Lift out all lines below that contain "full".

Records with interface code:
--- START ---

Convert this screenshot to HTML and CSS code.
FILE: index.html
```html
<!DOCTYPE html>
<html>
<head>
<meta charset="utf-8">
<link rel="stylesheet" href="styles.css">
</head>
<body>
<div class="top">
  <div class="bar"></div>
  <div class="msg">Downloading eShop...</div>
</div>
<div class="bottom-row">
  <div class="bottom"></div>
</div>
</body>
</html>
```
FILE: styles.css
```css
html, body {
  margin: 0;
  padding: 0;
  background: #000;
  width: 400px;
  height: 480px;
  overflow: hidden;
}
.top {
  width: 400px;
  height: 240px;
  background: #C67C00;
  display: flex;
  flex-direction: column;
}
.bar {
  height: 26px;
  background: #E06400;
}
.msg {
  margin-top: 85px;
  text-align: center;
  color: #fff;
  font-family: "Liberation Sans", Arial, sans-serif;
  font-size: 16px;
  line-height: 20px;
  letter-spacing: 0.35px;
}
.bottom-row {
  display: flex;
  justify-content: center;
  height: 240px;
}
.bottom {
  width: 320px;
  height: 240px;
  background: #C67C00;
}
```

--- END ---
--- START ---

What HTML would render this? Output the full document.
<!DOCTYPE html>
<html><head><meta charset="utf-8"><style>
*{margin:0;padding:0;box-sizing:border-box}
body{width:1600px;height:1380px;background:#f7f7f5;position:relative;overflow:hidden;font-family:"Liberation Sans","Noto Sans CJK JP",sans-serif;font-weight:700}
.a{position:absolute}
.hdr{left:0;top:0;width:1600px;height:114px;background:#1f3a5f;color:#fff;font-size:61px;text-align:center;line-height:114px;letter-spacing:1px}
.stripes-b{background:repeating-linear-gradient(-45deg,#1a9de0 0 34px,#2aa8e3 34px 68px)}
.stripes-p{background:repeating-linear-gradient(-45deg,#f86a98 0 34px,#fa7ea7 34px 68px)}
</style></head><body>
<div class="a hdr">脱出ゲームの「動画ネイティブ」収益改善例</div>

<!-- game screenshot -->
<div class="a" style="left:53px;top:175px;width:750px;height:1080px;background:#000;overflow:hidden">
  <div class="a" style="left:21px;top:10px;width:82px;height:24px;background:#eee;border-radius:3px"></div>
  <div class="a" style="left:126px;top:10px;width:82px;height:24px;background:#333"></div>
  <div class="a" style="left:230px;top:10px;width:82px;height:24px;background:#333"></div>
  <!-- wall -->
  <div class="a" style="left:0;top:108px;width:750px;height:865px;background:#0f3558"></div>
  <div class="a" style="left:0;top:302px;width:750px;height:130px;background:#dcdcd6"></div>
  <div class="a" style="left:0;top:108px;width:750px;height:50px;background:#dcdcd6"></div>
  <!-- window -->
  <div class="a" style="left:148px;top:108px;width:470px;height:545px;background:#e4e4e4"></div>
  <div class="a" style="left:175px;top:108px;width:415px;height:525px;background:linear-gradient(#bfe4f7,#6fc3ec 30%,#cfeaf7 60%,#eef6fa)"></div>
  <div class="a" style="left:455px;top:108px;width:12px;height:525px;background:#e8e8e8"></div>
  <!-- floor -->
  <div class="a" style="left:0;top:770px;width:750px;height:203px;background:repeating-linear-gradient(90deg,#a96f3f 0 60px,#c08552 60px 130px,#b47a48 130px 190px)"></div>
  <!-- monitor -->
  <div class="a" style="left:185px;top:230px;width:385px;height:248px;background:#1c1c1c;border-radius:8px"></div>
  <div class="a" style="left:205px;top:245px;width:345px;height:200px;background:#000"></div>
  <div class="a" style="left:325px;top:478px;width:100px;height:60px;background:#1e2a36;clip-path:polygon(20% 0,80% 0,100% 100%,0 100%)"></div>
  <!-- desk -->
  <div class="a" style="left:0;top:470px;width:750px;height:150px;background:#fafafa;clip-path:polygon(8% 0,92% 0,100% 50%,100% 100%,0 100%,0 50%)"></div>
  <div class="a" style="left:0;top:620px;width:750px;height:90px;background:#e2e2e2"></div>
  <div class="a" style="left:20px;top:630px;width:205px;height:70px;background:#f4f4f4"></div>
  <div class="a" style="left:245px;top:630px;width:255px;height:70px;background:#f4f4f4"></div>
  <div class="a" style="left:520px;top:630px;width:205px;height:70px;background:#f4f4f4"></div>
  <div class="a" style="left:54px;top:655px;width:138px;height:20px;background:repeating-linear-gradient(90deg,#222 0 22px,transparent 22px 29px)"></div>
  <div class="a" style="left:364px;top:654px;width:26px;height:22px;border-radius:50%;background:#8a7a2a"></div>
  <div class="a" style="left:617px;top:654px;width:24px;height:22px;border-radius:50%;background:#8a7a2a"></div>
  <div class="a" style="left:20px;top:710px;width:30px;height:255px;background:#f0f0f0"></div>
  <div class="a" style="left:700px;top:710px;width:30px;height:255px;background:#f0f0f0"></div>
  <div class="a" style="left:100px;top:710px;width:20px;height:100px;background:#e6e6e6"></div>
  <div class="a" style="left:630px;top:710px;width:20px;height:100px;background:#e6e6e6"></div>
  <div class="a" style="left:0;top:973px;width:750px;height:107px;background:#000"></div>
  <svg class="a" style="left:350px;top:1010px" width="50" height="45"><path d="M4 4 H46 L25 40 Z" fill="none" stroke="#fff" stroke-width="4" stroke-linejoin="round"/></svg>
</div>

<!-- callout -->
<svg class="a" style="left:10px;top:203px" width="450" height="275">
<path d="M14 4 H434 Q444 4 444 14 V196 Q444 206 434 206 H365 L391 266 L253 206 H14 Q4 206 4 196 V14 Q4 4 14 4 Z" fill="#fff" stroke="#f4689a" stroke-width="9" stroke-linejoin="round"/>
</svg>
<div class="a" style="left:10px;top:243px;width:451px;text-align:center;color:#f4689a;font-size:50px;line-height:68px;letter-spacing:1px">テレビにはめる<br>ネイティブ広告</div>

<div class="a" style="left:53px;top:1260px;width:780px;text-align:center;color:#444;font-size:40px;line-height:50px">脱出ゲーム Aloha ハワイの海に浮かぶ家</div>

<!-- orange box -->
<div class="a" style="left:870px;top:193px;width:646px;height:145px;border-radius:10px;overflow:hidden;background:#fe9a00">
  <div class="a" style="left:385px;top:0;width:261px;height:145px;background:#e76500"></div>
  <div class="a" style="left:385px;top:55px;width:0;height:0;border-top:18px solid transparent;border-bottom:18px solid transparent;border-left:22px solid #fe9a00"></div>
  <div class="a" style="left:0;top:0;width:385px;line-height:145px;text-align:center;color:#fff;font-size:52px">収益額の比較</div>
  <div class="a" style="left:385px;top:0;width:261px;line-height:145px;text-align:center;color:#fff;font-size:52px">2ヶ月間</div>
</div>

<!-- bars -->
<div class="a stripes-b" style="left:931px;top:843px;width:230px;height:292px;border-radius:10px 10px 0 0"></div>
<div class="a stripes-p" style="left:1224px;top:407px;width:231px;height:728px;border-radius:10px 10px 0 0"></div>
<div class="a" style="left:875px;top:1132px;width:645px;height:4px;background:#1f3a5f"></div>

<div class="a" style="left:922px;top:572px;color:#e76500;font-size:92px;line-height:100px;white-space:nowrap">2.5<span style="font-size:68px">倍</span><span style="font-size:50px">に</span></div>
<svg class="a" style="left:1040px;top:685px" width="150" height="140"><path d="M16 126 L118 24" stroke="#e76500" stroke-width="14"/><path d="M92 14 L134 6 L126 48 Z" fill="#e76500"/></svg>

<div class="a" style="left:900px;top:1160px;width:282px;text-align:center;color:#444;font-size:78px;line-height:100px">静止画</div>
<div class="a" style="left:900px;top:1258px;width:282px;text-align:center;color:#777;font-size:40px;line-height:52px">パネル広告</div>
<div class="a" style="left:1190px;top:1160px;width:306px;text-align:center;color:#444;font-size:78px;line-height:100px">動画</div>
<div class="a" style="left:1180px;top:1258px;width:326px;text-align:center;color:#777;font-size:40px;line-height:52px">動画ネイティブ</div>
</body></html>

--- END ---
--- START ---

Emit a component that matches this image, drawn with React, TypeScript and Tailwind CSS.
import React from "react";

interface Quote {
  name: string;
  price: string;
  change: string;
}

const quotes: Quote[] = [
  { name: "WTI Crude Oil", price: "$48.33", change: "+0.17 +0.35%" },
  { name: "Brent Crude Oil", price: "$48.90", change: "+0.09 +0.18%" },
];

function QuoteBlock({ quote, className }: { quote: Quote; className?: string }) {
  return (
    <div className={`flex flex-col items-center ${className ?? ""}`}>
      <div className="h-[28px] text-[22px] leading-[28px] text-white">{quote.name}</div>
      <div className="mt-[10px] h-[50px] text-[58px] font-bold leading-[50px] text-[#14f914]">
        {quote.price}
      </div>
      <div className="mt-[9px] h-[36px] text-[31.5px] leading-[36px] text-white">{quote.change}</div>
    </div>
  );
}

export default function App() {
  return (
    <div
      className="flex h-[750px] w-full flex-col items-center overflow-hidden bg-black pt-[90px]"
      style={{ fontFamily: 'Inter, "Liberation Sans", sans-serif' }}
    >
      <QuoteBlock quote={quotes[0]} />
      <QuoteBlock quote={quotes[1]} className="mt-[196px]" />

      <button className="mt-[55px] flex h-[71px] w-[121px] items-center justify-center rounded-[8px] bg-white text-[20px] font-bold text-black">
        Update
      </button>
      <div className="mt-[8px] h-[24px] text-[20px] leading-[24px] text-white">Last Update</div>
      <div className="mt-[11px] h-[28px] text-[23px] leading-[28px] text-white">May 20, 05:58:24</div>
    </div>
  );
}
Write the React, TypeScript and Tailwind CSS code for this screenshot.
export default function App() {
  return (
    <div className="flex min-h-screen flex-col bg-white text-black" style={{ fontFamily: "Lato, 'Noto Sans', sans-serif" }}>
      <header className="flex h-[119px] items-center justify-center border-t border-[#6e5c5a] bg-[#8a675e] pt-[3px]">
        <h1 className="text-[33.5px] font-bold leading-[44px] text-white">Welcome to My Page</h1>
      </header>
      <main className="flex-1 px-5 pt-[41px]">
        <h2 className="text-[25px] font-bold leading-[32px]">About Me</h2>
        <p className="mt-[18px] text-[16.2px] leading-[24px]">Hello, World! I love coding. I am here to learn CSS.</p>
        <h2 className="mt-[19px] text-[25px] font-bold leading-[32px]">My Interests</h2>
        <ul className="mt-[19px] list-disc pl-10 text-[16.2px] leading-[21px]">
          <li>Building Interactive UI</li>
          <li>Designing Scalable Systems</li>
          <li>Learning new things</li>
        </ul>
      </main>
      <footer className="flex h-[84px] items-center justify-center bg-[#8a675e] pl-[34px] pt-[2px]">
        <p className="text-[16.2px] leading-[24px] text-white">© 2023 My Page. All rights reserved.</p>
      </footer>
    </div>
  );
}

--- END ---

Finished exercise →
What HTML would render this? Output the full document.
      className="flex h-[750px] w-full flex-col items-center overflow-hidden bg-black pt-[90px]"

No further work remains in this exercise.